The ARPC recently announced the completion of a $2.9 billion retrocession program renewal, at which it hailed the fact that it “reduced its retention to $350 million (from $400 million in 2015) and increased retrocession cover purchased to $2.9 billion (from $2.6 billion) for approximately the same dollar amount as the 2015 program.”

That is testament to the softened reinsurance market conditions and the appetite among global reinsurers to support large, property related, terror reinsurance and retrocession needs. These pools often command very keen pricing, as the risks are segregated to a degree and perhaps more easily modelled and understood.

The renewal also saw some relaxation of terms and conditions, with retrocessionaires participating agreeing that they would expand the cover to include mixed-use and high value residential buildings if the ARPC scheme was adjusted to cover such assets.

So with all the talk about insurance-linked securities (ILS), alternative capital, ILS funds and collateralised reinsurance being among the cheapest and most efficient, you’d be forgiven for thinking that there must at least be an element of it in the ARPC renewal. Wouldn’t you?

It turns out that there isn’t any ILS or collateralised reinsurance participation in the program at all, despite the fact that the ARPC met with ILS and collateralised players as it took its renewal program to meet the markets.

Michael Pennell, Chief Underwriting Officer, Australian Reinsurance Pool Corporation, told Artemis; “For our 2016 retrocession renewal program, none of our counterparties are collateralised or ILS fund players.”

For the 2016 program renewal the ARPC met with almost 60 reinsurers in key markets to negotiate pricing and terms and to secure the necessary cover.
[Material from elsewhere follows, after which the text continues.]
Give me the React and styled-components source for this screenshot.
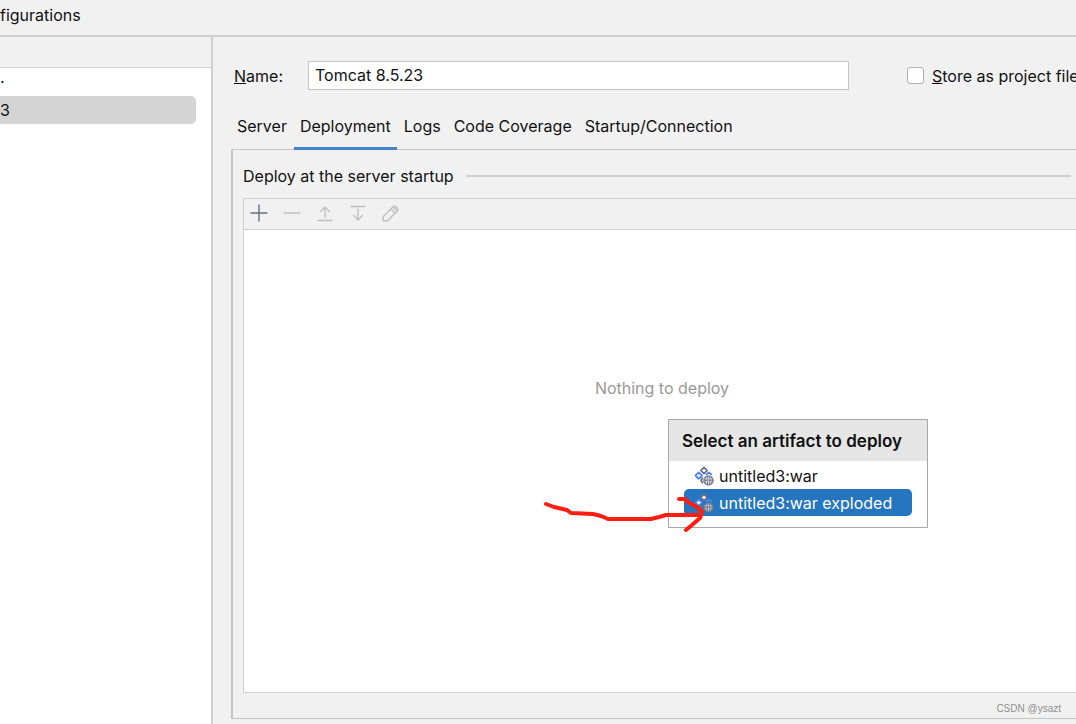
import React, { useState } from "react";
import styled, { createGlobalStyle } from "styled-components";

const GlobalStyle = createGlobalStyle`
  * {
    box-sizing: border-box;
  }
  body {
    margin: 0;
    overflow: hidden;
    background: #f1f1f1;
    color: #111;
    font-family: Inter, sans-serif;
    font-size: 16px;
    line-height: 20px;
  }
  button, input {
    color: inherit;
    font: inherit;
  }
`;

const Dialog = styled.div`
  display: flex;
  flex-direction: column;
  height: 100vh;
`;

const TitleBar = styled.header`
  border-bottom: 2px solid #d0d0d0;
  flex: none;
  padding: 5px 0 10px;
`;

const Body = styled.div`
  display: flex;
  flex: 1;
  min-height: 0;
`;

const Sidebar = styled.aside`
  background: #fff;
  border-right: 2px solid #d0d0d0;
  flex: none;
  width: 213px;
`;

const SidebarToolbar = styled.div`
  background: #f1f1f1;
  border-bottom: 1px solid #d0d0d0;
  height: 31px;
`;

const ConfigItem = styled.button`
  background: ${({ $selected }) => ($selected ? "#d4d4d4" : "transparent")};
  border: 0;
  border-radius: 0 5px 5px 0;
  display: block;
  height: 28px;
  padding: 0;
  text-align: left;
  width: 196px;
`;

const Main = styled.main`
  display: flex;
  flex: 1;
  flex-direction: column;
  min-width: 0;
  padding: 24px 0 5px 18px;
`;

const NameRow = styled.div`
  align-items: center;
  display: flex;
  height: 29px;
  white-space: nowrap;
`;

const NameLabel = styled.label`
  flex: none;
  padding-left: 3px;
  width: 77px;
`;

const NameInput = styled.input`
  background: #fff;
  border: 1px solid #c4c4c4;
  flex: 1;
  height: 29px;
  min-width: 0;
  outline: 0;
  padding: 0 6px 2px;
`;

const StoreLabel = styled.label`
  align-items: center;
  display: flex;
  flex: none;
  gap: 8px;
  margin-left: 58px;
  overflow: hidden;
  width: 169px;
`;

const Checkbox = styled.input`
  appearance: none;
  background: #fff;
  border: 1px solid #b0b0b0;
  border-radius: 3px;
  flex: none;
  height: 17px;
  margin: 0;
  width: 17px;
  &:checked {
    background: #4083c9;
  }
`;

const Tabs = styled.div`
  display: flex;
  gap: 1px;
  margin-top: 14px;
  position: relative;
`;

const Tab = styled.button`
  background: none;
  border: 0;
  border-bottom: 3px solid ${({ $active }) => ($active ? "#4083c9" : "transparent")};
  height: 46px;
  padding: 0 6px;
`;

const TabPanel = styled.section`
  border: solid #c4c4c4;
  border-width: 1px 0 1px 2px;
  display: flex;
  flex: 1;
  flex-direction: column;
  margin-top: -1px;
  min-height: 0;
  padding: 16px 0 25px 10px;
`;

const GroupTitle = styled.h2`
  align-items: center;
  display: flex;
  font-size: 16px;
  font-weight: 400;
  gap: 12px;
  margin: 0 5px 12px 0;
  &::after {
    background: #d0d0d0;
    content: "";
    flex: 1;
    height: 2px;
  }
`;

const ListBox = styled.div`
  border: solid #d0d0d0;
  border-width: 1px 0 1px 1px;
  display: flex;
  flex: 1;
  flex-direction: column;
`;

const Toolbar = styled.div`
  border-bottom: 1px solid #d0d0d0;
  display: flex;
  gap: 13px;
  height: 31px;
  padding: 4px 5px;
`;

const ToolButton = styled.button`
  background: none;
  border: 0;
  color: #6c707e;
  height: 20px;
  padding: 0;
  width: 20px;
  &:disabled {
    color: #c0c0c0;
  }
  svg {
    display: block;
  }
`;

const Canvas = styled.div`
  background: #fff;
  flex: 1;
  position: relative;
`;

const EmptyText = styled.p`
  color: #999;
  margin: 0;
  padding: 148px 0 0 4px;
  text-align: center;
`;

const Popup = styled.div`
  background: #fff;
  border: 1px solid #a8a8a8;
  left: 424px;
  padding-bottom: 11px;
  position: absolute;
  top: 189px;
  width: 260px;
`;

const PopupTitle = styled.h3`
  background: #e6e6e6;
  font-size: 17px;
  font-weight: 600;
  margin: 0 0 1px;
  padding: 11px 13px 10px;
  white-space: nowrap;
`;

const Artifact = styled.button`
  align-items: center;
  background: ${({ $selected }) => ($selected ? "#2675bf" : "transparent")};
  border: 0;
  border-radius: 5px;
  color: ${({ $selected }) => ($selected ? "#fff" : "#111")};
  display: flex;
  gap: 5px;
  height: 27px;
  margin: 0 15px;
  padding: 0 10px;
  width: 228px;
  svg {
    flex: none;
  }
`;

const Arrow = styled.svg`
  left: 299px;
  pointer-events: none;
  position: absolute;
  top: 263px;
`;

const Watermark = styled.small`
  bottom: 7px;
  color: #8f8f8f;
  font-family: "Liberation Sans", sans-serif;
  font-size: 10px;
  line-height: 16px;
  position: absolute;
  right: 15px;
`;

const icons = {
  Add: "M10 2v16M2 10h16",
  Remove: "M2 10h16",
  "Move up": "M3 17.5h14M10 14V4M5.5 8.5 10 4l4.5 4.5",
  "Move down": "M3 3.5h14M10 6v11M5.5 12.5 10 17l4.5-4.5",
  Edit: "M2.3 17.7v-4.2L11.8 4q1.6-1.6 3.2 0l1 1q1.6 1.6 0 3.2L6.5 17.7ZM9.8 6l4.2 4.2M12 4l4.1 4.1",
};

const ToolIcon = ({ name }) => (
  <svg width="20" height="20" viewBox="0 0 20 20" fill="none" stroke="currentColor" strokeWidth="1.4" strokeLinecap="round" strokeLinejoin="round">
    <path d={icons[name]} />
  </svg>
);

const ArtifactIcon = ({ selected }) => (
  <svg width="20" height="20" viewBox="0 0 20 20" fill="none" strokeWidth="1.7" strokeLinejoin="round">
    <g fill={selected ? "#fff" : "#f0f3fb"}>
      <path stroke="#6c707e" d="m10 1.3 3.2 3.2-3.2 3.2-3.2-3.2Z" />
      <path stroke="#4682fa" d="m4.7 6.3 3.3 3.3-3.3 3.3-3.3-3.3Z" />
    </g>
    <path stroke="#4682fa" d="m11.9 8.7 3-2.2 3 2.4" />
    <path stroke="#6c707e" d="m8.8 11.5-1.8 3 1.8 2.8" />
    <circle cx="14.5" cy="14.4" r="5.2" fill="#6c707e" />
    <path stroke={selected ? "#a9c0d8" : "#d6d8df"} strokeWidth="0.9" d="M14.5 10.3v8.3M10.4 12.8h8.2M10.4 15.8h8.2M12.8 10.6q-1.8 3.8 0 7.6M16.2 10.6q1.8 3.8 0 7.6" />
  </svg>
);

const tabs = ["Server", "Deployment", "Logs", "Code Coverage", "Startup/Connection"];
const artifacts = ["untitled3:war", "untitled3:war exploded"];

const App = () => {
  const [tab, setTab] = useState("Deployment");
  const [artifact, setArtifact] = useState(artifacts[1]);

  return (
    <Dialog>
      <GlobalStyle />
      <TitleBar>figurations</TitleBar>
      <Body>
        <Sidebar>
          <SidebarToolbar />
          <ConfigItem>·</ConfigItem>
          <ConfigItem $selected>3</ConfigItem>
        </Sidebar>
        <Main>
          <NameRow>
            <NameLabel htmlFor="name">
              <u>N</u>ame:
            </NameLabel>
            <NameInput id="name" defaultValue="Tomcat 8.5.23" />
            <StoreLabel>
              <Checkbox type="checkbox" />
              <span>
                <u>S</u>tore as project file
              </span>
            </StoreLabel>
          </NameRow>
          <Tabs role="tablist">
            {tabs.map((name) => (
              <Tab
                key={name}
                role="tab"
                aria-selected={tab === name}
                $active={tab === name}
                onClick={() => setTab(name)}
              >
                {name}
              </Tab>
            ))}
          </Tabs>
          <TabPanel>
            <GroupTitle>Deploy at the server startup</GroupTitle>
            <ListBox>
              <Toolbar>
                {Object.keys(icons).map((name) => (
                  <ToolButton key={name} aria-label={name} disabled={name !== "Add"}>
                    <ToolIcon name={name} />
                  </ToolButton>
                ))}
              </Toolbar>
              <Canvas>
                <EmptyText>Nothing to deploy</EmptyText>
                <Popup>
                  <PopupTitle>Select an artifact to deploy</PopupTitle>
                  {artifacts.map((name) => (
                    <Artifact
                      key={name}
                      $selected={artifact === name}
                      onClick={() => setArtifact(name)}
                    >
                      <ArtifactIcon selected={artifact === name} />
                      {name}
                    </Artifact>
                  ))}
                </Popup>
                <Arrow width="164" height="42" viewBox="0 0 164 42" fill="none" stroke="#ff1e0f" strokeWidth="4" strokeLinecap="round" strokeLinejoin="round">
                  <path d="M3 11l8 3 13 3 4 3 22 1 8 2 7 3h43l8-2 7-2h32" />
                  <path d="M136 6h6l3 3 9 5 5 5-2 6-8 7-6 5" />
                </Arrow>
              </Canvas>
            </ListBox>
          </TabPanel>
        </Main>
      </Body>
      <Watermark>CSDN @ysazt</Watermark>
    </Dialog>
  );
};

export default App;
In recent years that has included meeting with ILS players.

Pennell explained; “Since 2014, ARPC has met with both collateralised reinsurers and ILS funds in Australia, Bermuda and the US to assess whether those products would be suitable for ARPC’s program.”

But interestingly the ILS and collateralised markets would not meet the pricing level required to gain signings on the ARPC retro program, with traditional reinsurers coming out cheapest.

“Our conclusion is while the capability of these companies to price reinsurance risk has greatly improved, collateralised and ILS markets are still pricing terrorism risk slightly above the traditional market. Therefore, they are not yet considered to be value for money,” Pennell said.

There are a number of possible reasons why ILS and collateralised reinsurance markets could not meet the keen pricing of traditional retrocessionaires. Firstly they don’t have the diversification of the major global reinsurance players, second terrorism is not a major peril for the ILS market and thirdly they may have felt the pricing is just too low.

With large global reinsurers having admitted to underwriting some lines of business at levels below cost-of-capital and reports from the January renewals suggesting that more discipline was seen on pricing in ILS markets than traditional, we perhaps shouldn’t be surprised that ILS has not participated in this renewal.

A number of ILS players are happy to write terror reinsurance and retrocession business, particularly that from a government organised pool. But in this case the pricing does not seem to have met the return hurdle requirements for these players, as they do have minimum returns to provide to their investors.

That’s another area where traditional reinsurers can have an edge on price, the fact that they are not as bound to generate a set return as the ILS fund managers, as well as their ability to discount lines further as diversifiers.

The ARPC will continue to investigate the ILS and collateralised markets though and it’s likely only a matter of time until some capital markets retrocessional capacity finds its way into the pool’s retrocession program.

The ARPC also expects that ILS and collateralised pricing will converge closer to traditional reinsurers in terrorism risks.

Of course, we’d suggest that this depends on just how much this risk is being discounted by traditional markets, as ILS players won’t discount for the sake of it just to win new business unless it meets their requirements as a diversifier, which currently it appears not to.

Pennell said; “Assuming financial markets remain subdued, we expect reinsurance price convergence to continue so ARPC will remain interested in a collateralised or ILS product in the foreseeable future.”

ILS and collateralised markets have often been accused of being the cheapest capacity, with some insinuating that it underprices risks. That’s clearly not the case here, or reportedly at the recent January renewals, as ILS markets demonstrate their discipline by refusing to bow to pricing pressure.